Sa vie professionnelle a basculé il y a trois ans. Le 17 décembre 2013, Patrick Huguet, brigadier-chef au sein de la prestigieuse brigade fluviale de la préfecture de police de Paris (PP), est appelé pour une intervention sur un « cadavre flottant ». « Il était entre la berge et une péniche, le Jolia, à hauteur du pont de la Tournelle, tout près de la cathédrale Notre-Dame », se souvient Patrick Huguet, 44 ans aujourd’hui.

 

« J’avais deux collègues sous mes ordres. Ce matin-là, il y avait beaucoup de courant et notre sécurité n’était pas assurée pour accéder au cadavre. » Plongeur expérimenté, il décide quand même de se mettre à l’eau, avant l’arrivée de renforts pour assurer l’intervention. Une fois près du corps « inanimé et ne présentant aucun signe de vie » — ainsi que l’ont décrit les premiers policiers intervenants —, le brigadier constate l’absence de « rigidité cadavérique ».

 

« Cette personne n’était, en réalité, pas morte, souffle-t-il. J’ai aussitôt procédé à un massage cardiaque alors que je me trouvais encore dans l’eau, même si je savais que c’était inefficace. » Après plusieurs minutes d’effort, la victime est extirpée d’une eau à 3 °C et évacuée vers l’hôpital. Elle y décède dans l’après-midi. Quelques heures plus tôt, elle avait laissé un message à ses parents signifiant sa volonté de mettre fin à ses jours.

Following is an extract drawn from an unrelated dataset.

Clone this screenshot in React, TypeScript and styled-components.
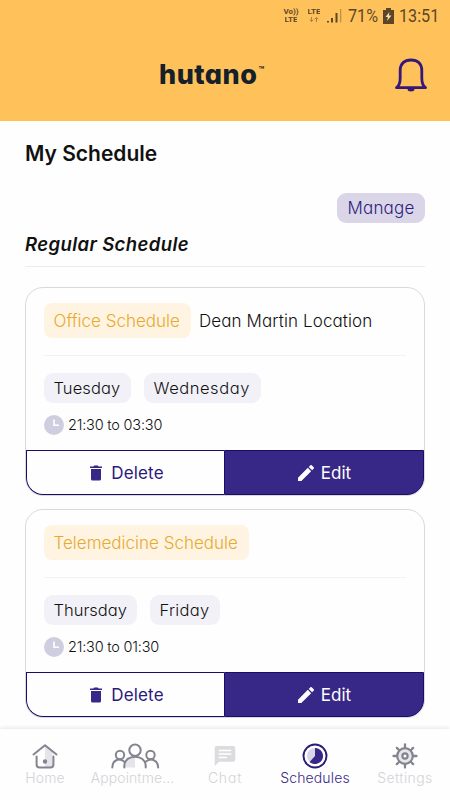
import React from "react";
import styled, { createGlobalStyle } from "styled-components";

const indigo = "#372786";
const indigoDark = "#1d0c66";

const GlobalStyle = createGlobalStyle`
  * { box-sizing: border-box; }
  body {
    margin: 0;
    background: #fefefe;
    color: #111;
    font-family: Inter, "Liberation Sans", sans-serif;
    font-feature-settings: "cv11";
  }
`;

const Screen = styled.div`
  width: 450px;
  height: 800px;
  overflow: hidden;
  display: flex;
  flex-direction: column;
`;

const Header = styled.header`
  height: 121px;
  flex: none;
  background: #ffc25a;
`;

const StatusBar = styled.div`
  height: 31px;
  padding-right: 10px;
  display: flex;
  justify-content: flex-end;
  align-items: center;
  color: #5b4728;
  font-family: Roboto, sans-serif;
`;

const Network = styled.div<{ $gap: number }>`
  width: 18px;
  margin-right: ${(p) => p.$gap}px;
  display: flex;
  flex-direction: column;
  align-items: center;
  font-size: 8px;
  line-height: 8px;
  font-weight: 700;
  white-space: nowrap;

  span {
    height: 8px;
    overflow: hidden;
  }
`;

const StatusText = styled.span<{ $width: number }>`
  width: ${(p) => p.$width}px;
  font-size: 19px;
  line-height: 31px;
  white-space: nowrap;

  span {
    display: inline-block;
    transform: scaleX(0.85);
    transform-origin: left center;
  }
`;

const StatusIcon = styled.svg<{ $gap: number }>`
  flex: none;
  margin-right: ${(p) => p.$gap}px;
`;

const BrandBar = styled.div`
  height: 90px;
  padding: 0 22px 0 159px;
  display: flex;
  justify-content: space-between;
  align-items: flex-start;
`;

const Logo = styled.div`
  display: flex;
  align-items: flex-start;
  padding-top: 27px;
  color: #14202a;
  font-size: 27px;
  line-height: 34px;
  font-weight: 800;
  letter-spacing: 0.5px;

  sup {
    margin-left: 1px;
    font-size: 9px;
    line-height: 24px;
    letter-spacing: 0;
    font-weight: 700;
  }
`;

const Bell = styled.svg`
  margin-top: 25px;
`;

const Content = styled.main`
  flex: 1;
  min-height: 0;
  padding: 0 25px;
  overflow: hidden;
`;

const Title = styled.h1`
  margin: 20px 0 0;
  font-size: 21px;
  line-height: 26px;
  font-weight: 600;
`;

const ManageRow = styled.div`
  margin-top: 26px;
  display: flex;
  justify-content: flex-end;
`;

const ManageButton = styled.button`
  width: 88px;
  height: 30px;
  padding: 0;
  border: 0;
  border-radius: 9px;
  background: #dad6e8;
  color: #2e1d80;
  font: 300 17px/30px Inter, sans-serif;
  font-feature-settings: "cv11";
  letter-spacing: 0.2px;
`;

const SectionTitle = styled.h2`
  margin: 10px 0 0;
  height: 34px;
  border-bottom: 1px solid #ececec;
  font-size: 18.5px;
  line-height: 23px;
  font-weight: 600;
  font-style: italic;
  letter-spacing: 0.4px;
`;

const CardList = styled.div`
  margin-top: 20px;
  display: flex;
  flex-direction: column;
  gap: 13px;
`;

const Card = styled.article`
  height: 209px;
  flex: none;
  border: 1px solid #d9d9dd;
  border-radius: 18px;
  display: flex;
  flex-direction: column;
`;

const CardBody = styled.div`
  flex: 1;
  min-height: 0;
  padding: 15px 18px 0;
`;

const TagRow = styled.div`
  height: 53px;
  border-bottom: 1px solid #f2f2f4;
  display: flex;
  align-items: flex-start;
  gap: 8px;
`;

const Tag = styled.span<{ $width: number }>`
  width: ${(p) => p.$width}px;
  height: 35px;
  padding-left: 9.5px;
  border-radius: 8px;
  background: #fef4e1;
  color: #e9a930;
  font-size: 17px;
  line-height: 36px;
  font-weight: 350;
  white-space: nowrap;
`;

const Location = styled.span`
  font-size: 17px;
  line-height: 36px;
  font-weight: 350;
  letter-spacing: 0.1px;
`;

const Days = styled.div`
  margin-top: 17px;
  display: flex;
  gap: 13px;
`;

const Day = styled.span<{ $width: number; $spacing: number }>`
  width: ${(p) => p.$width}px;
  height: 30px;
  padding-left: 9.5px;
  border-radius: 9px;
  background: #f2f1f8;
  font-size: 16.5px;
  line-height: 30px;
  font-weight: 330;
  letter-spacing: ${(p) => p.$spacing}px;
  white-space: nowrap;
`;

const Time = styled.div`
  margin-top: 12px;
  display: flex;
  align-items: center;
  gap: 4px;
  font-size: 14.5px;
  line-height: 20px;
  font-weight: 330;
  letter-spacing: -0.2px;
`;

const Actions = styled.div`
  height: 45px;
  flex: none;
  display: grid;
  grid-template-columns: 198px 200px;
`;

const Action = styled.button<{ $filled?: boolean }>`
  padding: 0 0 0 ${(p) => (p.$filled ? 1 : 3)}px;
  border: 1px solid ${indigoDark};
  border-right-width: ${(p) => (p.$filled ? 1 : 0)}px;
  border-radius: ${(p) => (p.$filled ? "0 0 17px 0" : "0 0 0 17px")};
  background: ${(p) => (p.$filled ? indigo : "#fefefe")};
  color: ${(p) => (p.$filled ? "#fff" : "#2a197b")};
  display: flex;
  align-items: center;
  justify-content: center;
  gap: ${(p) => (p.$filled ? 7 : 9)}px;
  font: 400 17px/20px Inter, sans-serif;
  font-feature-settings: "cv11";
  letter-spacing: ${(p) => (p.$filled ? 0 : 0.15)}px;
`;

const TabBar = styled.nav`
  height: 71px;
  flex: none;
  display: grid;
  grid-template-columns: repeat(5, 1fr);
  background: #fefefe;
  box-shadow: 0 -1px 4px rgba(0, 0, 0, 0.1);
`;

const Tab = styled.a<{ $active?: boolean; $spacing?: number }>`
  min-width: 0;
  padding-top: 14px;
  display: flex;
  flex-direction: column;
  align-items: center;
  color: ${(p) => (p.$active ? "#3b2a86" : "#d3d3d7")};
  font-size: 14px;
  line-height: 17px;
  font-weight: ${(p) => (p.$active ? 350 : 300)};
  letter-spacing: ${(p) => p.$spacing ?? 0.15}px;
  white-space: nowrap;
`;

const TabLabel = styled.span<{ $inset?: number }>`
  padding-right: ${(p) => p.$inset ?? 0}px;
`;

const BellIcon = () => (
  <Bell width="34" height="36" viewBox="0 0 34 36" fill="none" stroke="#351879" strokeWidth="2.8">
    <path d="M2.500 31.700 C5.500 29.500 6.200 27 6.200 22 V14.500 C6.200 7.500 10.500 4 17 4 C23.500 4 27.800 7.500 27.800 14.500 V22 C27.800 27 28.500 29.500 31.500 31.700 Z" strokeLinejoin="round" />
    <path d="M13.500 33 a3.500 2.500 0 0 0 7 0 Z" fill="#351879" stroke="none" />
  </Bell>
);

const ClockIcon = () => (
  <svg width="20" height="20" viewBox="0 0 20 20">
    <circle cx="10" cy="10" r="10" fill="#cfcee0" />
    <path d="M10 4.500 V10.200 H15" fill="none" stroke="#fff" strokeWidth="1.600" />
  </svg>
);

const TrashIcon = () => (
  <svg width="12" height="16" viewBox="1 0 12 16" fill={indigo}>
    <path d="M2 4 H12 V14 Q12 15.500 10.500 15.500 H3.500 Q2 15.500 2 14 Z" />
    <path d="M1 1.400 H4.300 L5.200 .500 H8.800 L9.700 1.400 H13 V3 H1 Z" />
  </svg>
);

const PencilIcon = () => (
  <svg width="16" height="16" viewBox="3 3 18 18" fill="#fff">
    <path d="M3 17.250V21h3.750L17.810 9.940l-3.750-3.750L3 17.250z M20.710 7.040a1 1 0 0 0 0-1.410l-2.340-2.340a1 1 0 0 0-1.410 0l-1.830 1.830 3.750 3.750 1.830-1.830z" />
  </svg>
);

const HomeIcon = () => (
  <svg width="26" height="26" viewBox="0 0 26 26" fill="none" stroke="#83848f" strokeWidth="2" strokeLinecap="round" strokeLinejoin="round">
    <path d="M13 3 L20.500 9 V24 H13 Z" fill="#e4e4ea" stroke="none" />
    <path d="M1.500 11.500 L13 2.300 L24.500 11.500" />
    <path d="M4.600 13.500 V21.500 Q4.600 24.500 7.600 24.500 H18.400 Q21.400 24.500 21.400 21.500 V13.500" />
    <circle cx="13" cy="18.500" r="1.200" fill="#83848f" />
  </svg>
);

const PeopleIcon = () => (
  <svg width="50" height="26" viewBox="0 0 50 26" fill="none" stroke="#83848f" strokeWidth="2" strokeLinecap="round">
    <path d="M25 14 H17 Q14 17 14 24.500 H25 Z" fill="#e4e4ea" stroke="none" />
    <circle cx="25" cy="7.200" r="5.700" />
    <path d="M14.300 24.500 V23 C14.300 10.500 35.700 10.500 35.700 23 V24.500" />
    <circle cx="10" cy="12" r="4.200" />
    <path d="M2.300 24.500 C2.300 17 9 14.500 14.300 18.700" />
    <circle cx="40.500" cy="12" r="4.200" />
    <path d="M48.200 24.500 C48.200 17 41 14.500 35.700 18.700" />
  </svg>
);

const ChatIcon = () => (
  <svg width="26" height="26" viewBox="0 0 26 26">
    <path d="M4.500 3 H21.500 Q23.300 3 23.300 4.800 V17 Q23.300 18.800 21.500 18.800 H7 L2.700 23 V4.800 Q2.700 3 4.500 3 Z" fill="#dcdce0" />
    <path d="M6.700 7.500 H19.300 M6.700 11 H19.300 M6.700 14.500 H15" stroke="#fff" strokeWidth="1.500" />
  </svg>
);

const SchedulesIcon = () => (
  <svg width="26" height="26" viewBox="0 0 26 26">
    <circle cx="13" cy="13" r="11.500" fill="none" stroke="#2c1979" strokeWidth="1.900" />
    <circle cx="13" cy="13" r="8" fill="#d9d5ea" />
    <path d="M13 5 A8 8 0 1 1 7.600 18.900 L13 13 Z" fill={indigo} />
  </svg>
);

const SettingsIcon = () => (
  <svg width="26" height="26" viewBox="0 0 26 26" fill="none" stroke="#83848f">
    {[0, 45, 90, 135, 180, 225, 270, 315].map((angle) => (
      <path key={angle} d="M13 4.500 V1.500" transform={`rotate(${angle} 13 13)`} strokeWidth="2.300" strokeLinecap="round" />
    ))}
    <circle cx="13" cy="13" r="7.800" fill="#e6e6eb" strokeWidth="2.200" />
    <circle cx="13" cy="13" r="2.600" fill="#fff" strokeWidth="2.200" />
  </svg>
);

interface Schedule {
  tag: string;
  tagWidth: number;
  location?: string;
  days: { name: string; width: number; spacing: number }[];
  time: string;
}

const schedules: Schedule[] = [
  {
    tag: "Office Schedule",
    tagWidth: 147,
    location: "Dean Martin Location",
    days: [
      { name: "Tuesday", width: 87, spacing: 0.1 },
      { name: "Wednesday", width: 117, spacing: 0.55 },
    ],
    time: "21:30 to 03:30",
  },
  {
    tag: "Telemedicine Schedule",
    tagWidth: 205,
    days: [
      { name: "Thursday", width: 93, spacing: 0 },
      { name: "Friday", width: 70, spacing: 0.3 },
    ],
    time: "21:30 to 01:30",
  },
];

export default function App() {
  return (
    <Screen>
      <GlobalStyle />
      <Header>
        <StatusBar>
          <Network $gap={5}><span>Vo))</span><span>LTE</span></Network>
          <Network $gap={4}>
            <span>LTE</span>
            <svg width="10" height="7" viewBox="0 0 10 7" fill="none" stroke="#a98346" strokeWidth="1">
              <path d="M2.500 1 V5.500 M.700 3.800 L2.500 5.500 L4.300 3.800 M7.500 6 V1.500 M5.700 3.200 L7.500 1.500 L9.300 3.200" />
            </svg>
          </Network>
          <StatusIcon $gap={6} width="15" height="15" viewBox="0 0 15 15" fill="#5b4728">
            <path d="M0 13h2v1.500H0z M4 10h2v4.500H4z M8.500 5h2v9.500h-2z" />
            <path d="M13 1h1.300v13.500H13z" fill="#b99150" />
          </StatusIcon>
          <StatusText $width={35}><span>71%</span></StatusText>
          <StatusIcon $gap={5} width="11" height="16" viewBox="0 0 11 16">
            <path d="M3 0h5v2h3v14H0V2h3z" fill="#5b4728" />
            <path d="M6.500 4 L2.500 9 H5 L4 13 L8.500 7.500 H5.800 Z" fill="#ffe0a8" />
          </StatusIcon>
          <StatusText $width={41}><span>13:51</span></StatusText>
        </StatusBar>
        <BrandBar>
          <Logo>hutano<sup>™</sup></Logo>
          <BellIcon />
        </BrandBar>
      </Header>
      <Content>
        <Title>My Schedule</Title>
        <ManageRow><ManageButton>Manage</ManageButton></ManageRow>
        <SectionTitle>Regular Schedule</SectionTitle>
        <CardList>
          {schedules.map((s) => (
            <Card key={s.tag}>
              <CardBody>
                <TagRow>
                  <Tag $width={s.tagWidth}>{s.tag}</Tag>
                  {s.location && <Location>{s.location}</Location>}
                </TagRow>
                <Days>
                  {s.days.map((d) => (
                    <Day key={d.name} $width={d.width} $spacing={d.spacing}>{d.name}</Day>
                  ))}
                </Days>
                <Time><ClockIcon />{s.time}</Time>
              </CardBody>
              <Actions>
                <Action><TrashIcon />Delete</Action>
                <Action $filled><PencilIcon />Edit</Action>
              </Actions>
            </Card>
          ))}
        </CardList>
      </Content>
      <TabBar>
        <Tab><HomeIcon /><TabLabel>Home</TabLabel></Tab>
        <Tab $spacing={0.1}><PeopleIcon /><TabLabel $inset={5}>Appointme...</TabLabel></Tab>
        <Tab $spacing={0.8}><ChatIcon /><TabLabel>Chat</TabLabel></Tab>
        <Tab $active><SchedulesIcon /><TabLabel>Schedules</TabLabel></Tab>
        <Tab $spacing={0.4}><SettingsIcon /><TabLabel>Settings</TabLabel></Tab>
      </TabBar>
    </Screen>
  );
}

Placé en garde à vue et déféré devant le juge

 

Alerté des circonstances de ce décès, le parquet de Paris diligente une enquête pour déterminer d’éventuels manquements de la part des sauveteurs. Informé, le père de la défunte ne partage pourtant pas ces soupçons, estimant que les policiers avaient été « extrêmement rapides et corrects ».

 

En février 2014, Patrick Huguet est convoqué par l’Inspection générale de la police nationale (IGPN), la police des polices, avant, finalement, d’être placé en garde à vue puis déféré devant un juge d’instruction. « J’ai été entravé avec des chaînes avant d’être enfermé dans les geôles du tribunal comme un voyou, dénonce ce père de deux enfants. Ça, ça fait mal… Finalement, j’ai été placé sous statut de témoin assisté pour des faits d’homicide involontaire et omission de porter secours. »

 

Dans la foulée, le policier voit sa carrière mise entre parenthèses. « J’ai été déplacé de mon poste. Je me suis retrouvé à ranger des cartons et à démonter des étagères. »

 

Aujourd’hui blanchi par la justice — l’instruction a conclu à un non-lieu en sa faveur —, Patrick Huguet, désormais en poste à Marseille (Bouches-du-Rhône), est pourtant toujours sous le coup d’une sanction administrative : « J’ai subi trois ans d’instruction et autant d’investigations pour aboutir à un tel résultat ? C’est ridicule. J’ai été sanctionné par mon administration avant les conclusions judiciaires. C’est une double peine. »

 

Son avocat, M e Gérard Mattei, évoque « un immense gâchis ». Il pense aussi à la famille de la victime « dont le deuil a été inutilement perturbé ».